At these monthly gatherings, we attempted to model some of the practices of powerful grassroots movements from the Global South. We created a space for all community members to participate, not just professional organizers and college-educated activists. One of the strengths of the series was in creating a comfortable community space which was accessible and friendly to many different folks. People of all cultures, languages, educational backgrounds, and ages (children especially were right in the middle of our discussions, not hidden away in a separate room) came together to learn how we can be accountable to and in solidarity with each other right here in our own communities and defeat the monster of globalization and capitalism right here in its brain.
Solidarity has always been a contested concept. It has historically meant different things to different activists. Some see it primarily as economic activism (fair trade/commercial justice). Others view it more in terms of the personal and political connections they make with the people of a particular community. Finally, there are those for whom solidarity is more about taking direct action targeted at policies and institutions ranging from the US military to various forms of corporate globalization, institutions that disproportionately affect people living in the Global South.
Yet if these different forms of solidarity hold one thing in common, it’s the unaltered position of power and privilege that much of this activism rests upon. This involves the access to resources such as foundation funding, the travel privileges that come with US citizenship, the dominance of the dollar—everything one brings to the encounter with the Global South that enables this particular form of social justice. Some argue that these privileges are perhaps not as bad as they seem—after all, those who live inside the “belly of the beast” should mobilize such resources in service of the “other.” That is how we hold ourselves accountable.

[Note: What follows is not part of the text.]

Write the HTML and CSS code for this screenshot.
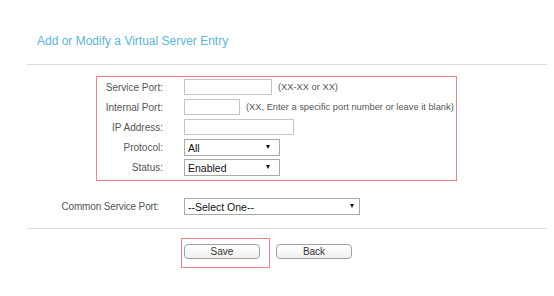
FILE: index.html
```html
<!DOCTYPE html>
<html lang="en">
<head>
    <meta charset="UTF-8">
    <meta name="viewport" content="width=device-width, initial-scale=1.0">
    <title>Virtual Server Entry</title>
    <link rel="stylesheet" href="styles.css">
</head>
<body>
    <h2 class="title">Add or Modify a Virtual Server Entry</h2>
    <div class="rule"></div>

    <!-- Highlighted entry fields -->
    <div class="entry-box">
        <label class="field-label" for="servicePort">Service Port:</label>
        <div class="field">
            <input type="text" id="servicePort" class="txt txt-port">
            <span class="hint">(XX-XX or XX)</span>
        </div>

        <label class="field-label" for="internalPort">Internal Port:</label>
        <div class="field">
            <input type="text" id="internalPort" class="txt txt-short">
            <span class="hint">(XX, Enter a specific port number or leave it blank)</span>
        </div>

        <label class="field-label" for="ipAddress">IP Address:</label>
        <div class="field">
            <input type="text" id="ipAddress" class="txt txt-ip">
        </div>

        <label class="field-label" for="protocol">Protocol:</label>
        <div class="field">
            <span class="select-wrap small">
                <select id="protocol" class="sel">
                    <option>All</option>
                    <option>TCP</option>
                    <option>UDP</option>
                </select>
            </span>
        </div>

        <label class="field-label" for="status">Status:</label>
        <div class="field">
            <span class="select-wrap small">
                <select id="status" class="sel">
                    <option>Enabled</option>
                    <option>Disabled</option>
                </select>
            </span>
        </div>
    </div>

    <div class="common-row">
        <label class="common-label" for="commonPort">Common Service Port:</label>
        <span class="select-wrap wide">
            <select id="commonPort" class="sel">
                <option>--Select One--</option>
                <option>DNS</option>
                <option>FTP</option>
                <option>HTTP</option>
            </select>
        </span>
    </div>

    <div class="rule rule-bottom"></div>

    <div class="actions">
        <span class="save-mark">
            <button type="button" class="btn">Save</button>
        </span>
        <button type="button" class="btn">Back</button>
    </div>
</body>
</html>
```

FILE: styles.css
```css
body {
    font-family: "Liberation Sans", Arial, sans-serif;
    margin: 0;
    background: #fff;
    color: #555;
}
.title {
    font-size: 12px;
    font-weight: normal;
    line-height: 14px;
    color: #5db4d5;
    margin: 34px 0 16px 37px;
}
.rule {
    height: 1px;
    background-color: #dcdcdc;
    margin: 0 7px 0 27px;
}
.entry-box {
    box-sizing: border-box;
    width: 361px;
    height: 105px;
    margin: 11px 0 0 96px;
    border: 1px solid #e8838a;
    display: grid;
    grid-template-columns: 66px 1fr;
    grid-auto-rows: 20px;
    column-gap: 21px;
    align-items: center;
}
.field-label {
    font-size: 10px;
    text-align: right;
}
.field {
    display: flex;
    align-items: center;
}
.txt {
    box-sizing: border-box;
    height: 16px;
    border: 1px solid #c6c6c6;
    padding: 0 2px;
    margin: 0;
    font-size: 10px;
}
.txt-port {
    width: 88px;
}
.txt-short {
    width: 56px;
}
.txt-ip {
    width: 110px;
}
.hint {
    font-size: 9.3px;
    margin-left: 6px;
    white-space: nowrap;
}
.select-wrap {
    position: relative;
    display: inline-block;
}
.select-wrap::after {
    content: "";
    position: absolute;
    top: 7px;
    right: 10px;
    border-left: 2.5px solid transparent;
    border-right: 2.5px solid transparent;
    border-top: 4px solid #111;
    pointer-events: none;
}
.select-wrap.wide::after {
    right: 6px;
}
.sel {
    -webkit-appearance: none;
    appearance: none;
    box-sizing: border-box;
    height: 17px;
    border: 1px solid #a9a9a9;
    border-radius: 0;
    background: #fff;
    padding: 0 0 0 3px;
    margin: 0;
    font-family: "Liberation Sans", Arial, sans-serif;
    font-size: 10.5px;
    color: #111;
}
.small .sel {
    width: 96px;
}
.wide .sel {
    width: 176px;
}
.common-row {
    display: flex;
    align-items: center;
    height: 20px;
    margin-top: 15px;
}
.common-label {
    width: 159px;
    text-align: right;
    font-size: 10px;
    letter-spacing: -0.15px;
    margin-right: 25px;
}
.rule-bottom {
    margin-top: 12px;
}
.actions {
    display: flex;
    align-items: flex-start;
    margin: 9px 0 0 181px;
}
.save-mark {
    display: flex;
    border: 1px solid #e8838a;
    padding: 5px 9px 8px 2px;
    margin-right: 6px;
}
.btn {
    box-sizing: border-box;
    width: 76px;
    height: 15px;
    padding: 0;
    border: 1px solid #a0a0a0;
    border-radius: 4px;
    background: linear-gradient(#ffffff, #f0f0f0);
    font-family: "Liberation Sans", Arial, sans-serif;
    font-size: 10px;
    color: #333;
    line-height: 13px;
    cursor: pointer;
}
.actions > .btn {
    margin-top: 6px;
}
```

But accountability is a process, one that moves in both directions and requires more thoughtful reflection of our position in this country in relation to others. This point is lost among those who believe that solidarity means forever assuming the posture of charitable support (“What can we do for the folks down there?”). And while at face value we may ask for nothing in return, few can deny the cachet that comes with having traveled abroad, the almost consumptive pleasure of immersing yourself in the culture of another’s political movements. This is the pitfall of activist tourism—the privilege of visiting other counties and movements and informing oneself with a firsthand account without the responsibility of full engagement, of being a stakeholder. So long as social movements remain something to go and see as opposed to something we live, then despite our best intentions, we find ourselves only taking up space and inserting ourselves in communities in a way that reflects our internalized colonial attitudes and privileges.
Practicing a more horizontal, reciprocal type of solidarity is difficult. When international exchanges happen, its often relatively privileged US-based activists who get to travel to interact with others. Occasionally folks from Global South movements come north and speak at US events, but even then those spaces are often limited to academic or intellectual elite circles, many of which mistakenly see themselves as some sort of US social movement representatives. But alternative and more powerful connections amongst North-South organizers are possible. This past year members of the Argentinean MTD (Movement of Unemployed Workers) were able to sit with members of the Pachamama childcare cooperative in Bushwick, Brooklyn, to talk about the similar obstacles they face and what processes are being tried on the local level. The Bushwick crew was inspired and the Argentineans felt the human warmth that speaking at colleges and lecture halls doesn’t always provide.
The Rethinking Solidarity series was, in part, a collective search that came out of this dilemma of how to create horizontal solidarity. And it helped to be reminded that Zapatistas do not consider their allies in the United States to be living so much in the “belly of the beast” as in the “brain of the monster” (el cerebro del monstro). In other words, the US is the place where neoliberal policies aimed at subverting global democracy are hatched and executed in communities around the world—including right here in the United States.
This brings us closer to the kind of solidarity we are advocating. Being in solidarity with the people of the Global South means building relationships and strong communities of resistance here; by doing so we are linking to those standing up to the vast, global systems of control. This may seem vague, even counterintuitive, for how can you be in solidarity abroad by focusing within? But think of the converse logic of those from the United States claiming to be in solidarity with others, when their homeland is very much a “backward” country in many ways. Indeed, few can deny that when it comes to building strong social movements, those in the United States are in need of desperate aid from the Global South. Activists in the United States are still suffering from the way social movements have been crushed and “professionalized” over the past thirty years. We have lost touch with the basics, the foundation of movement building, which is about building relationships and sustainable communities while breaking out of the confines of single-issue organizing.
This doesn’t mean that we stop sending necessary support and resources to those abroad who need it. But our accountability lies in what we do within our own communities here. If our own communities are not strong enough to stand up to neoconservatives, then the work of those who promulgate war without end, the dictatorship of the free market, and the stealing of indigenous land will be made all the easier.
What’s more, focusing on communities here in the United States compels us to understand First World “privilege” as not purely nation-bound (i.e., if you reside here, you’ve got privilege). On the contrary, privilege is layered by histories of slavery, colonization, patriarchal control, etc. Our solidarity struggles must therefore find ways to address these inequalities within. This involves learning from the struggles of the Global South as well as offering what we can from within the US, including the perspectives and learned lessons of oppressed peoples in the US.
The political moment calls for the kind of intercommunal solidarity that Huey had in mind. The upsurges in Latin America are truly mass movements that seek power at all levels, not just in the form of a nation-state grab. Only rarely has the left taken state power, and even then usually only for a blink. But its historical, if not relentless, presence and long-term impact in places such as South America is undeniable. One is left to conclude that its power has always seemed to reside elsewhere, outside the state. Today’s movements fully recognize that sustainable power has always been located in communities seeking to do the “impossible” (at least what’s considered impossible here in the United States)—that is, the literal building of new societies that may provide alternatives to the nation-state model. Solidarity is to attempt the impossible wherever you might stand.